Though the photo has been removed from Facebook since it was first posted two days ago, disappointed fans of the fast food chain have either tagged or sent the image back to the Taco Bell page.

Before the official statement was released on its website yesterday, the company responded to the first Facebook photo with a comment that read:

“We have strict food handling procedures and zero tolerance for any violations. We believe this is a prank and the food was not served to customers. We are conducting an investigation and will be taking swift action against those involved.”

Subsequent photos were answered with a formal address to the sender (i.e.: Hi, Doris --), a personalised message and a link to its official statement, which said the behaviour was “unacceptable for people working at the restaurant”, and that the chain “deplores the impressions this has caused to our customers, fans, franchisees and team members.”

The shells, the statement added, were never meant for customers, but for training and were in the process of being thrown out.

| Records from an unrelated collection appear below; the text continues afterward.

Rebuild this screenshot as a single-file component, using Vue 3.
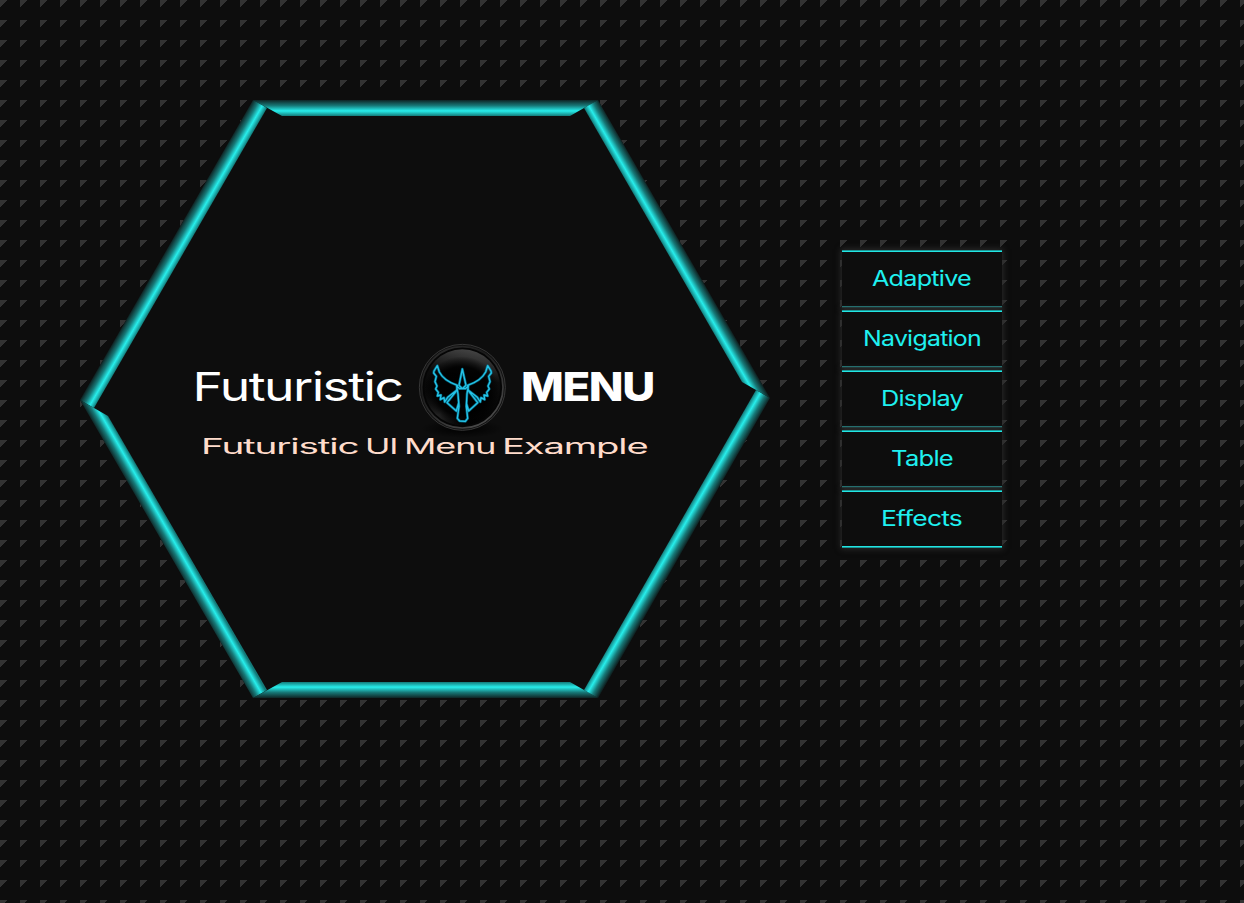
<script setup>
const subtitle = [
  { text: 'Futuristic', width: 155 },
  { text: 'UI', width: 30 },
  { text: 'Menu', width: 89 },
  { text: 'Example', width: 143 }
]
const items = [
  { text: 'Adaptive', width: 98 },
  { text: 'Navigation', width: 117 },
  { text: 'Display', width: 81 },
  { text: 'Table', width: 61 },
  { text: 'Effects', width: 80 }
]
// Each bar runs along one side; x1..y2 is the gradient axis from outside to inside.
const bars = [
  { id: 'top', points: '173,0 518,0 490,16 202,16', x1: 0, y1: 0, x2: 0, y2: 16 },
  { id: 'upperLeft', points: '173,0 187,8 14,308 0,300', x1: 173, y1: 0, x2: 186.9, y2: 8 },
  { id: 'lowerLeft', points: '0,300 28,316 187,590 173,598', x1: 0, y1: 300, x2: 13.9, y2: 292 },
  { id: 'bottom', points: '173,598 202,582 490,582 518,598', x1: 0, y1: 598, x2: 0, y2: 582 },
  { id: 'lowerRight', points: '690,298 676,290 504,590 518,598', x1: 690, y1: 298, x2: 676.1, y2: 290 },
  { id: 'upperRight', points: '518,0 504,8 662,282 690,298', x1: 518, y1: 0, x2: 504.1, y2: 8 }
]
</script>

<template>
  <main class="page">
    <section class="hexagon">
      <svg class="frame" width="690" height="598" viewBox="0 0 690 598">
        <defs>
          <linearGradient
            v-for="b in bars" :id="b.id" :key="b.id" gradientUnits="userSpaceOnUse"
            :x1="b.x1" :y1="b.y1" :x2="b.x2" :y2="b.y2"
          >
            <stop offset="0" stop-color="#0f2424" />
            <stop offset=".35" stop-color="#177877" />
            <stop offset=".68" stop-color="#27eeec" />
            <stop offset="1" stop-color="#137a79" />
          </linearGradient>
        </defs>
        <polygon points="173,0 518,0 690,298 518,598 173,598 0,300" fill="#0d0d0d" />
        <polygon v-for="b in bars" :key="b.id" :points="b.points" :fill="`url(#${b.id})`" />
      </svg>
      <header class="heading">
        <h1 class="title">
          <svg class="word light" width="207" height="46">
            <text x="-2.5" y="34" textLength="210" lengthAdjust="spacingAndGlyphs">Futuristic</text>
          </svg>
          <svg class="emblem" width="115" height="110" viewBox="0 0 345 330">
            <defs>
              <radialGradient id="shade" cx=".5" cy=".5" r=".5">
                <stop offset="0" stop-color="#000" />
                <stop offset="1" stop-color="#000" stop-opacity="0" />
              </radialGradient>
              <linearGradient id="rim" x1="0" y1="0" x2=".7" y2="1">
                <stop offset="0" stop-color="#333" />
                <stop offset=".4" stop-color="#1b1b1b" />
                <stop offset="1" stop-color="#4a4a4a" />
              </linearGradient>
              <linearGradient id="gloss" x1=".6" y1="0" x2=".4" y2="1">
                <stop offset="0" stop-color="#444" />
                <stop offset=".35" stop-color="#0c0c0c" />
                <stop offset="1" stop-color="#000" />
              </linearGradient>
              <radialGradient id="lower" cx=".2" cy=".85" r=".5">
                <stop offset="0" stop-color="#2c2c2c" />
                <stop offset="1" stop-color="#000" stop-opacity="0" />
              </radialGradient>
              <radialGradient id="core" cx=".5" cy=".5" r=".5">
                <stop offset=".7" stop-color="#000" stop-opacity=".9" />
                <stop offset="1" stop-color="#000" stop-opacity="0" />
              </radialGradient>
            </defs>
            <ellipse cx="172" cy="281" rx="125" ry="28" fill="url(#shade)" />
            <circle cx="172" cy="157" r="129" fill="#111" stroke="#373737" stroke-width="3" />
            <circle cx="172" cy="157" r="122" fill="#050505" stroke="url(#rim)" stroke-width="5" />
            <circle cx="172" cy="157" r="114" fill="url(#gloss)" />
            <circle cx="172" cy="157" r="114" fill="url(#lower)" />
            <ellipse cx="170" cy="168" rx="112" ry="104" fill="url(#core)" />
            <g fill="none" stroke-linejoin="round">
              <path
                v-for="layer in ['halo', 'line']" :key="layer" :class="layer"
                d="M172 102L162 151L172 161L183 151ZM97 92L87 108L86 114L94 124L90 140L96 153L92 162L100 172L97 183L108 180L106 194L117 188L119 201L128 187L155 166L157 151Q116 137 103 111ZM248 92L258 108L259 114L251 124L255 140L249 153L253 162L245 172L248 183L237 180L239 194L228 188L226 201L217 187L190 166L188 151Q229 137 242 111ZM155 153L164 161H181L190 153L186 177L184 214L188 250L181 259L164 258L157 250L162 214L159 177ZM155 167L126 203L154 228L161 204M190 167L218 203L191 228L184 204"
              />
            </g>
          </svg>
          <svg class="word bold" width="132" height="46">
            <text x="-2" y="34" textLength="133" lengthAdjust="spacingAndGlyphs">MENU</text>
          </svg>
        </h1>
        <p class="subtitle">
          <svg v-for="w in subtitle" :key="w.text" class="word" :width="w.width" height="22">
            <text x="-2" y="17" :textLength="w.width + 2.5" lengthAdjust="spacingAndGlyphs">{{ w.text }}</text>
          </svg>
        </p>
      </header>
    </section>
    <nav class="menu">
      <a v-for="i in items" :key="i.text" class="item">
        <svg class="word" :width="i.width" height="28">
          <text x="-1" y="20" :textLength="i.width + 1" lengthAdjust="spacingAndGlyphs">{{ i.text }}</text>
        </svg>
      </a>
    </nav>
  </main>
</template>

<style>
body { background: #0d0d0d; }
</style>

<style scoped>
.page {
  box-sizing: border-box;
  width: 1244px;
  height: 903px;
  padding: 100px 80px;
  display: flex;
  align-items: flex-start;
  gap: 72px;
  overflow: hidden;
  background: linear-gradient(135deg, #333 5.2px, transparent 5.2px) 0 0 / 20px 20px #0d0d0d;
  font-family: Inter, "DejaVu Sans", sans-serif;
}
.hexagon { position: relative; flex: none; width: 690px; height: 598px; }
.frame { position: absolute; inset: 0; }
.heading { position: relative; padding-top: 235px; }
.title {
  display: flex;
  align-items: center;
  gap: 3px;
  height: 110px;
  margin: 0 0 0 115px;
}
.word { display: block; flex: none; overflow: visible; fill: currentColor; letter-spacing: -.03em; }
.light, .bold { margin-top: -1px; color: #fff; font-size: 40px; }
.light { font-weight: 400; }
.bold { font-weight: 800; }
.emblem { flex: none; }
.halo { stroke: #087d9d; stroke-width: 8; opacity: .75; }
.line { stroke: #25c5e9; stroke-width: 4; }
.subtitle {
  display: flex;
  gap: 9px;
  margin: -8px 0 0 123px;
  color: #ffdccb;
  font-size: 21px;
  font-weight: 400;
}
.menu { display: grid; grid-auto-rows: 58px; gap: 2px; width: 160px; margin-top: 150px; }
.item {
  box-sizing: border-box;
  position: relative;
  display: flex;
  justify-content: center;
  padding-top: 16px;
  color: #1ff0f0;
  font-size: 21px;
  background:
    linear-gradient(#1a9695 1px, #22e5e3 1px 2px, transparent 2px) top / 100% 3px no-repeat,
    linear-gradient(#22e5e3 1px, #1a9695 1px) bottom / 100% 2px no-repeat,
    #0d0d0d;
  box-shadow: 0 0 6px 1px #2c2c2c;
}
.item:not(:last-child) {
  background:
    linear-gradient(#1a9695 1px, #22e5e3 1px 2px, transparent 2px) top / 100% 3px no-repeat,
    linear-gradient(#248080 1px, #203c3c 1px) bottom / 100% 2px no-repeat,
    #0d0d0d;
}
</style>
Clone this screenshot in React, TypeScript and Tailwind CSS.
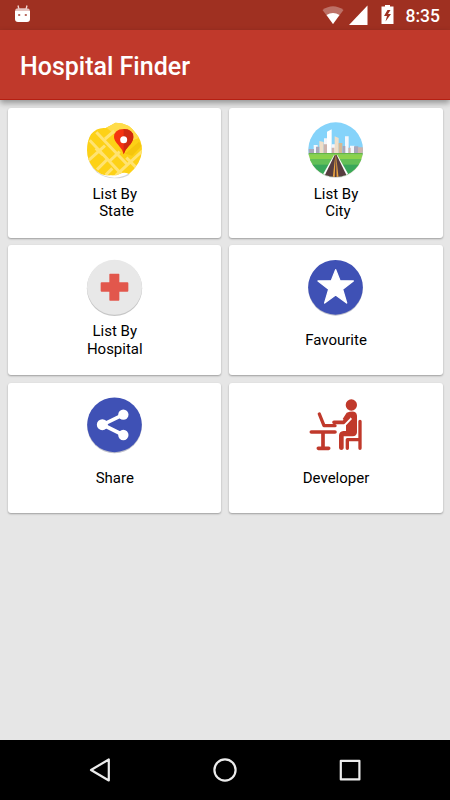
import type { ReactNode } from "react";

interface MenuItem {
  lines: string[];
  icon: ReactNode;
}

function StateIcon() {
  return (
    <>
      <clipPath id="mapClip">
        <path d="M48 58Q66 36 92 39Q110 30 121 23Q162 22 184 57Q201 76 201 106Q199 146 162 177Q147 170 134 177Q120 183 108 181Q78 185 56 160Q36 137 36 106Q36 78 48 58Z" />
      </clipPath>
      <path
        d="M46 61Q38 78 37 108Q37 146 65 172Q88 190 120 190Q147 190 163 179Z"
        fill="#000"
        opacity="0.16"
      />
      <circle cx="118.500" cy="106" r="82" fill="#fff" />
      <g clipPath="url(#mapClip)">
        <rect x="30" y="20" width="180" height="175" fill="#fdd116" />
        <path d="M92 36L121 20H215V60L150 85Z" fill="#ffdc4a" />
        <path
          d="M40 137L90 92M64 52L156 148M44 76L142 180M66 164L98 132M62 100L84 120M118 48L90 72M112 160L92 180M206 104L122 182M154 128L206 180M134 110L104 138"
          stroke="#ffe372"
          strokeWidth="9"
          fill="none"
        />
        <path d="M150 116L192 80L200 92L172 122Z" fill="#eebc08" opacity="0.55" />
      </g>
      <path d="M146 118Q143 104 130 90Q117 76 117 66Q117 43 146 42Q175 43 175 66Q175 80 162 92Q149 105 146 118Z" fill="#f5330f" />
      <path d="M146 118V42Q175 43 175 66Q175 80 162 92Q149 105 146 118Z" fill="#cf2a10" />
      <circle cx="146" cy="74" r="10.500" fill="#fff" />
    </>
  );
}

function CityIcon() {
  return (
    <>
      <clipPath id="cityClip">
        <circle cx="119" cy="104" r="82" />
      </clipPath>
      <circle cx="119" cy="107" r="82" fill="#000" opacity="0.14" />
      <g clipPath="url(#cityClip)">
        <rect x="35" y="20" width="170" height="100" fill="#85d3fa" />
        <path d="M53 90H65V118H53ZM84 70H93V118H84ZM107 88H120V118H107ZM147 64H158V118H147ZM162 92H176V118H162Z" fill="#f3f6fb" />
        <path d="M93 50L107 43V118H93Z" fill="#fff" />
        <path d="M70 78L83 81V118H70ZM116 64L128 69V118H116Z" fill="#efdec8" />
        <path d="M128 84H139V118H128Z" fill="#d6b893" />
        <path d="M38 102H54V118H38ZM60 95H70V118H60ZM140 93H148V118H140ZM174 94H187V118H174Z" fill="#a8a6b9" />
        <path d="M83 88H93V118H83ZM107 98H115V118H107ZM157 98H164V118H157ZM186 97H202V118H186Z" fill="#cdb4ad" />
        <rect x="35" y="114" width="170" height="5" fill="#66b646" />
        <rect x="35" y="118" width="170" height="75" fill="#8bd24b" />
        <rect x="35" y="132" width="170" height="60" fill="#62bf57" />
        <rect x="35" y="149" width="170" height="43" fill="#39a75a" />
        <path d="M114 120H124L165 192H73Z" fill="#fff" />
        <path d="M116 120H122L157 192H81Z" fill="#573d40" />
        <path d="M118 120L110 190H116L119 120ZM120 120L122 190H128Z" fill="#eba541" />
      </g>
    </>
  );
}

function HospitalIcon() {
  return (
    <>
      <circle cx="118.500" cy="109" r="83" fill="#c6c6c6" />
      <circle cx="118.500" cy="106" r="82.500" fill="#e8e8e8" />
      <path
        d="M105 65H131Q133 65 133 67V91H157Q160 91 160 94V116Q160 119 157 119H133V143Q133 146 131 146H105Q103 146 103 143V119H80Q77 119 77 116V94Q77 91 80 91H103V67Q103 65 105 65Z"
        fill="#e2574c"
      />
    </>
  );
}

function FavouriteIcon() {
  return (
    <>
      <circle cx="118.500" cy="109" r="82" fill="#bfc0cb" />
      <circle cx="118.500" cy="106" r="82" fill="#3f51b5" />
      <path
        d="M119 53L132 86L172 87L140 112L152 153L119 129L86 153L98 112L66 87L106 86Z"
        fill="#fff"
        stroke="#fff"
        strokeWidth="4"
        strokeLinejoin="round"
      />
    </>
  );
}

function ShareIcon() {
  return (
    <>
      <circle cx="118.500" cy="108" r="82" fill="#bfc0cb" />
      <circle cx="118.500" cy="104.500" r="82" fill="#3f51b5" />
      <path d="M145 74L83 104L145 135" fill="none" stroke="#fff" strokeWidth="11" />
      <g fill="#fff">
        <circle cx="145" cy="74" r="15.500" />
        <circle cx="82" cy="104" r="16.500" />
        <circle cx="145" cy="135" r="15.500" />
      </g>
    </>
  );
}

function DeveloperIcon() {
  return (
    <g fill="none" stroke="#c0392b" strokeLinecap="round" strokeLinejoin="round">
      <circle cx="166" cy="45" r="17" fill="#c0392b" stroke="none" />
      {/* laptop */}
      <path d="M70 72L84 107H117" strokeWidth="10" />
      {/* arm */}
      <path d="M114 97H143L159 80" strokeWidth="11" />
      {/* body and legs */}
      <path
        d="M152 68Q181 58 183 77V127Q182 139 170 139H143V175Q142 180 136 180Q130 180 129 174V136Q130 124 142 123H150V106L168 87L160 78L145 91L140 87Z"
        fill="#c0392b"
        stroke="none"
      />
      {/* desk */}
      <path d="M46 126H117M81 126V174M67 175H98" strokeWidth="11" />
      {/* chair */}
      <path d="M154 175V149H192M192 94V175" strokeWidth="10" />
    </g>
  );
}

// The leading space is part of the label and shifts the centred line
const items: MenuItem[] = [
  { lines: ["List By", "\u00a0State"], icon: <StateIcon /> },
  { lines: ["List By", "\u00a0City"], icon: <CityIcon /> },
  { lines: ["List By", "Hospital"], icon: <HospitalIcon /> },
  { lines: ["Favourite"], icon: <FavouriteIcon /> },
  { lines: ["Share"], icon: <ShareIcon /> },
  { lines: ["Developer"], icon: <DeveloperIcon /> },
];

function MenuCard({ lines, icon }: MenuItem) {
  return (
    <button className="flex flex-col items-center h-[130px] pt-[7.4px] pl-[0.8px] bg-white rounded-[3px] shadow-[0_1px_2px_rgba(0,0,0,0.32)]">
      <svg viewBox="0 0 240 210" className="w-20 h-[70px] shrink-0">
        {icon}
      </svg>
      <span className="flex flex-col justify-center h-[36px] mt-[0.6px] text-[15px] leading-[17.5px] text-black">
        {lines.map((line) => (
          <span key={line}>{line}</span>
        ))}
      </span>
    </button>
  );
}

function StatusBar() {
  return (
    <div className="flex items-center justify-between h-[30px] pl-[14px] pr-[10px] bg-[#9f3021]">
      <svg viewBox="0 0 16 20" className="w-4 h-5">
        <path d="M5 4.500L4 0.500M12 4.500L13 0.500" stroke="#f3d9d6" strokeWidth="1.300" />
        <path d="M1.200 5Q1.500 3.500 4 3.300H12.500Q15.500 3.500 15.800 5V7H1.200Z" fill="#e6c4c0" />
        <path d="M1 6H16V14Q16 17 13 17H4Q1 17 1 14Z" fill="#fff" />
        <path d="M4.200 9H6.200V11H4.200ZM10.800 9H12.800V11H10.800Z" fill="#b96a60" />
      </svg>
      <div className="flex items-center">
        <svg viewBox="0 0 76 24" className="w-[76px] h-6">
          {/* wifi */}
          <path d="M0.500 7Q11 -0.500 21.500 7L11 21Z" fill="#bd7167" />
          <path d="M4.500 12Q11 8 17.500 12L11 21Z" fill="#fff" />
          {/* signal */}
          <path d="M45.500 2.500V22H27Z" fill="#fff" />
          {/* battery */}
          <path d="M63 2H68V3.500H71.500V21H59.500V3.500H63Z" fill="#fff" />
          <path d="M65.500 7L62 13H65L63.500 18.500L69 11H66L68.500 7Z" fill="#9f3021" />
        </svg>
        <span className="w-[42px] text-[17.5px] leading-5 font-medium text-white text-right whitespace-nowrap mt-[2px]">
          8:35
        </span>
      </div>
    </div>
  );
}

function NavBar() {
  return (
    <div className="flex justify-between items-center h-[60px] px-[88px] bg-black">
      <button>
        <svg viewBox="0 0 24 24" className="w-6 h-6" fill="none" stroke="#ececec" strokeWidth="2.2" strokeLinejoin="round">
          <path d="M20.800 1.500V22.500L3 12Z" />
        </svg>
      </button>
      <button>
        <svg viewBox="0 0 24 24" className="w-6 h-6" fill="none" stroke="#ececec" strokeWidth="2.2">
          <circle cx="12" cy="12" r="10.600" />
        </svg>
      </button>
      <button>
        <svg viewBox="0 0 24 24" className="w-6 h-6" fill="none" stroke="#ececec" strokeWidth="2.2" strokeLinejoin="round">
          <rect x="2.800" y="2.800" width="18.600" height="18.600" />
        </svg>
      </button>
    </div>
  );
}

export default function App() {
  return (
    <div className="flex flex-col w-[450px] h-[800px] overflow-hidden bg-[#e6e6e6] font-['Roboto',sans-serif]">
      <StatusBar />
      <header className="flex items-center h-[70px] px-5 pt-[4px] bg-[#c0392b] border-b border-[#b51f12] shadow-[0_3px_6px_rgba(0,0,0,0.36)]">
        <h1 className="text-[25px] leading-none font-medium text-white">Hospital Finder</h1>
      </header>
      <main className="grid grid-cols-2 content-start gap-[7.5px] flex-1 p-[7.5px]">
        {items.map((item) => (
          <MenuCard key={item.lines.join("")} {...item} />
        ))}
      </main>
      <NavBar />
    </div>
  );
}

As well, the photo was originally intended for an internal contest in which company and franchise employees could participate with photos of themselves enjoying their first bite of the latest product.

“The contest had clear guidelines about what was acceptable and unacceptable,” the statement wrote.

“This image was clearly unacceptable – it violated the rules and spirit of the contest, and the employees never submitted it. But an employee posted it on a personal social media page in violation of the franchisee’s policies, and it emerged online in social media.”

Geraldine Kan, managing partner of managing partner of Storey3 in Singapore, lauded Taco Bell’s response rate.

“It was swift, has the appropriate tone, is factual, and provides context.”

Kan added that the issue not only signifies the blurred lines between public and private spheres and the notion of individual and group, but also the importance for companies to include its social media conduct in its policies.

“There’s a very fine line between what’s personal and what’s public. And it’s good practice to work on the premise that anything you put on Facebook is public."

Outside of Taco Bell, a KFC worker also proved its company’s food to be “finger lickin’ good” by posting a photo of her licking a plate of mashed potatoes in February.